- **PROBLEM TO SOLVE**
Will you write out the data exactly, excluding every picture?
______________________________
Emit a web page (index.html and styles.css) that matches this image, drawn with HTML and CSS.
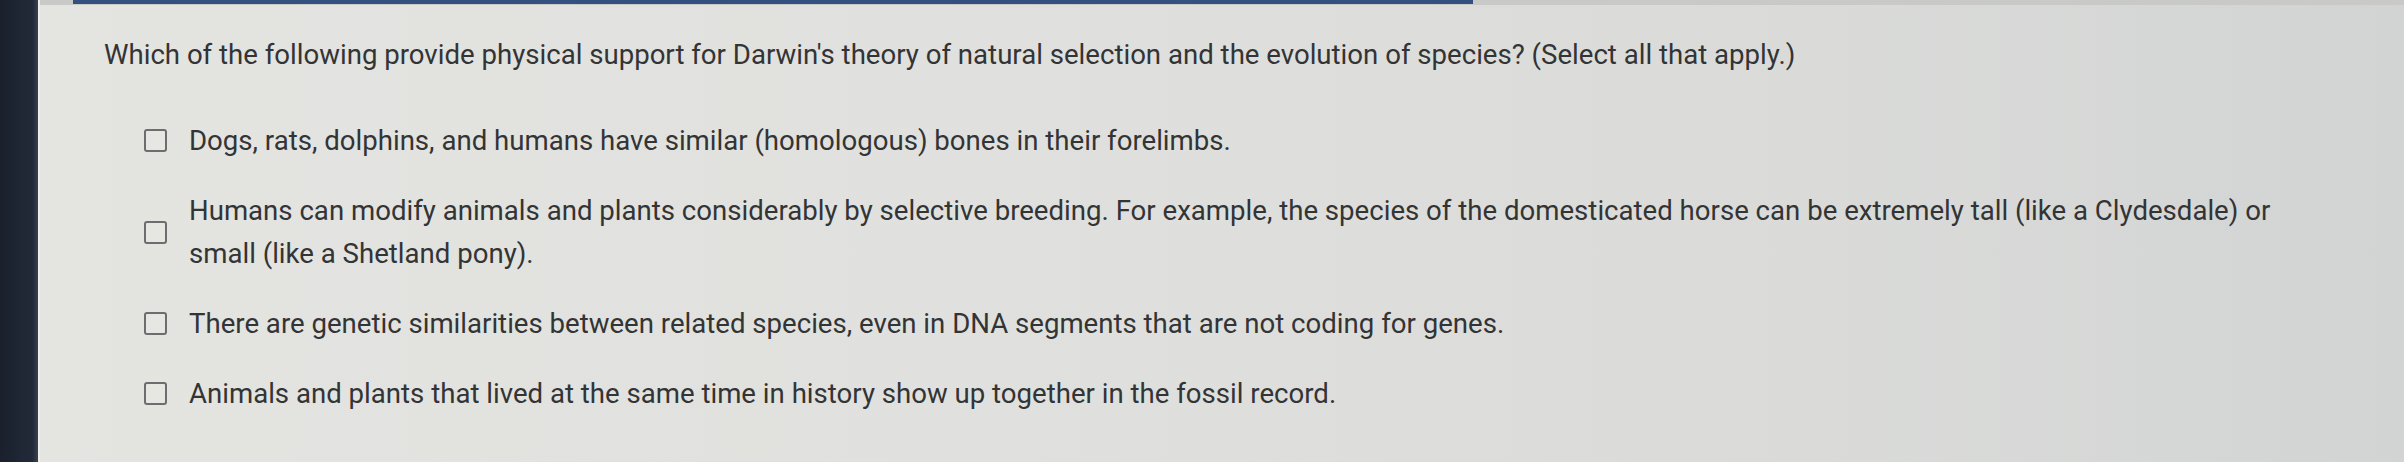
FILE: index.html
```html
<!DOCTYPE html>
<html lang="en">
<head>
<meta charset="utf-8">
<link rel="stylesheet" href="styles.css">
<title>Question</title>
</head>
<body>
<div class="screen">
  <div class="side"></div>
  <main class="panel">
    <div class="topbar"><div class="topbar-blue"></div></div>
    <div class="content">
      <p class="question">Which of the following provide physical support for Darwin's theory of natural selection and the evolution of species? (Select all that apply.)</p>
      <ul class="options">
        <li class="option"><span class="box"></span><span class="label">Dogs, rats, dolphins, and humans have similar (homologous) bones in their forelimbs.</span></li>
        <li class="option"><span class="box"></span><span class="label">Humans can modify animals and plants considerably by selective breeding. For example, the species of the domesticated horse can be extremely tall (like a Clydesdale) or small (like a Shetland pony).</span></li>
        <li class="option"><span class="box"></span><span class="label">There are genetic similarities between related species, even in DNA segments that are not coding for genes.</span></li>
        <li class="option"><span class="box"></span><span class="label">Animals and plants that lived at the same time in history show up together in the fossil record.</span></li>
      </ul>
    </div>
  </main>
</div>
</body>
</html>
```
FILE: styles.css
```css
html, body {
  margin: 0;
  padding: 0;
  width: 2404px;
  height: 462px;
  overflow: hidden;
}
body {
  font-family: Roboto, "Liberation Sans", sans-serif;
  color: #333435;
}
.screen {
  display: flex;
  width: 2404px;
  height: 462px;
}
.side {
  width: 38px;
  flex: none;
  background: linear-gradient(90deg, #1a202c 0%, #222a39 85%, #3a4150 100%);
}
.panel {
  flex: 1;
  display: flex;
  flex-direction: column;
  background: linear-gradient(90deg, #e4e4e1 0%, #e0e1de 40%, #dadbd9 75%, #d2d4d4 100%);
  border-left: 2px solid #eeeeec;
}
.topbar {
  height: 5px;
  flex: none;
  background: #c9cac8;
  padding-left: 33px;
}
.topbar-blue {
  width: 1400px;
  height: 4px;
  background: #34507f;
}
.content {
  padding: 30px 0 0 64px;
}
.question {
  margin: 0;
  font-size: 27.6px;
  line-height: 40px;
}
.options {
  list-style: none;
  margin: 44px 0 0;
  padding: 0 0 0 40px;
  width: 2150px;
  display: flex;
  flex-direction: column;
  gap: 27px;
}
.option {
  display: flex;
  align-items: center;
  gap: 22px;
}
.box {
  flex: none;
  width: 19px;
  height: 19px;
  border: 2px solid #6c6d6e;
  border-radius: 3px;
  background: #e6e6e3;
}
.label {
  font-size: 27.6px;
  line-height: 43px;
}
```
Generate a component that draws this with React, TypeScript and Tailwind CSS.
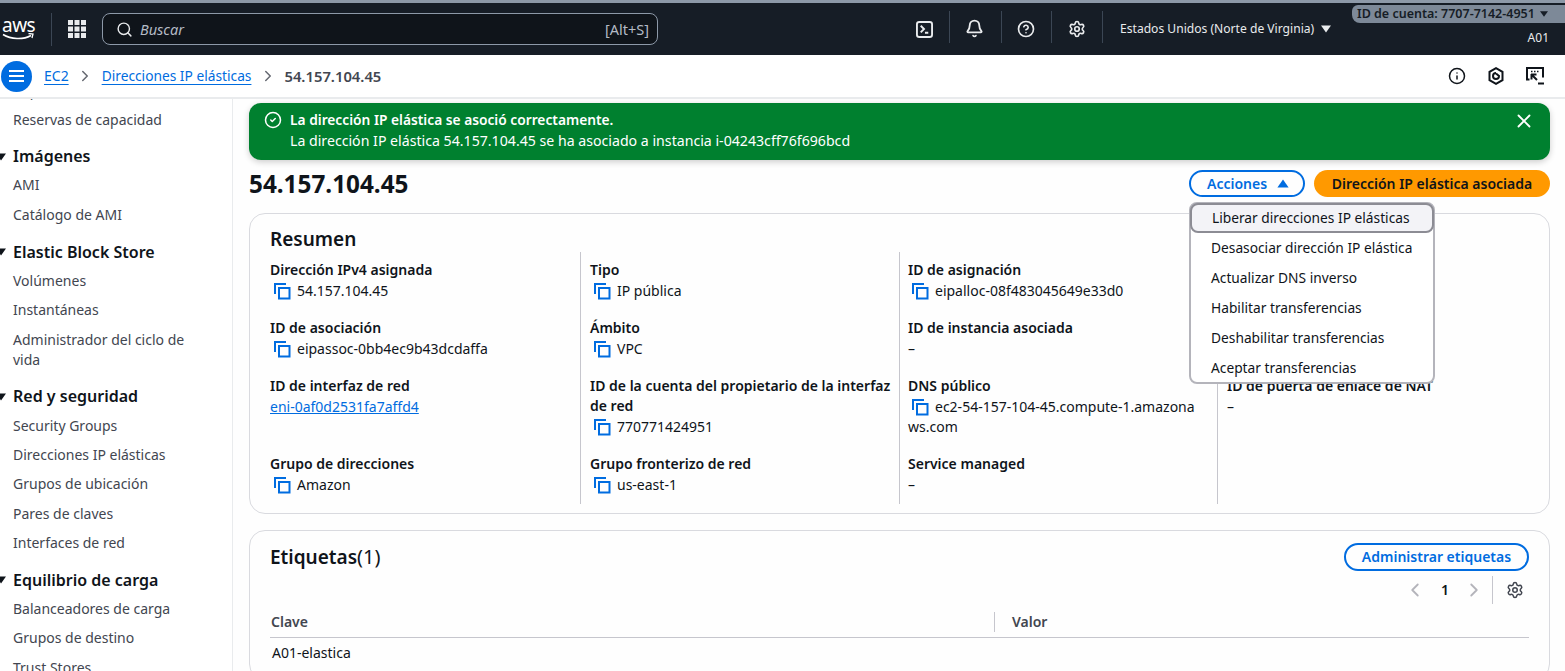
______________________________
- **RESPONSE**
Emit a web page (index.html and styles.css) that matches this image, drawn with HTML and CSS.
FILE: index.html
```html
<!DOCTYPE html>
<html lang="en">
<head>
<meta charset="utf-8">
<link rel="stylesheet" href="styles.css">
<title>Question</title>
</head>
<body>
<div class="screen">
  <div class="side"></div>
  <main class="panel">
    <div class="topbar"><div class="topbar-blue"></div></div>
    <div class="content">
      <p class="question">Which of the following provide physical support for Darwin's theory of natural selection and the evolution of species? (Select all that apply.)</p>
      <ul class="options">
        <li class="option"><span class="box"></span><span class="label">Dogs, rats, dolphins, and humans have similar (homologous) bones in their forelimbs.</span></li>
        <li class="option"><span class="box"></span><span class="label">Humans can modify animals and plants considerably by selective breeding. For example, the species of the domesticated horse can be extremely tall (like a Clydesdale) or small (like a Shetland pony).</span></li>
        <li class="option"><span class="box"></span><span class="label">There are genetic similarities between related species, even in DNA segments that are not coding for genes.</span></li>
        <li class="option"><span class="box"></span><span class="label">Animals and plants that lived at the same time in history show up together in the fossil record.</span></li>
      </ul>
    </div>
  </main>
</div>
</body>
</html>
```
FILE: styles.css
```css
html, body {
  margin: 0;
  padding: 0;
  width: 2404px;
  height: 462px;
  overflow: hidden;
}
body {
  font-family: Roboto, "Liberation Sans", sans-serif;
  color: #333435;
}
.screen {
  display: flex;
  width: 2404px;
  height: 462px;
}
.side {
  width: 38px;
  flex: none;
  background: linear-gradient(90deg, #1a202c 0%, #222a39 85%, #3a4150 100%);
}
.panel {
  flex: 1;
  display: flex;
  flex-direction: column;
  background: linear-gradient(90deg, #e4e4e1 0%, #e0e1de 40%, #dadbd9 75%, #d2d4d4 100%);
  border-left: 2px solid #eeeeec;
}
.topbar {
  height: 5px;
  flex: none;
  background: #c9cac8;
  padding-left: 33px;
}
.topbar-blue {
  width: 1400px;
  height: 4px;
  background: #34507f;
}
.content {
  padding: 30px 0 0 64px;
}
.question {
  margin: 0;
  font-size: 27.6px;
  line-height: 40px;
}
.options {
  list-style: none;
  margin: 44px 0 0;
  padding: 0 0 0 40px;
  width: 2150px;
  display: flex;
  flex-direction: column;
  gap: 27px;
}
.option {
  display: flex;
  align-items: center;
  gap: 22px;
}
.box {
  flex: none;
  width: 19px;
  height: 19px;
  border: 2px solid #6c6d6e;
  border-radius: 3px;
  background: #e6e6e3;
}
.label {
  font-size: 27.6px;
  line-height: 43px;
}
```
Generate a component that draws this with React, TypeScript and Tailwind CSS.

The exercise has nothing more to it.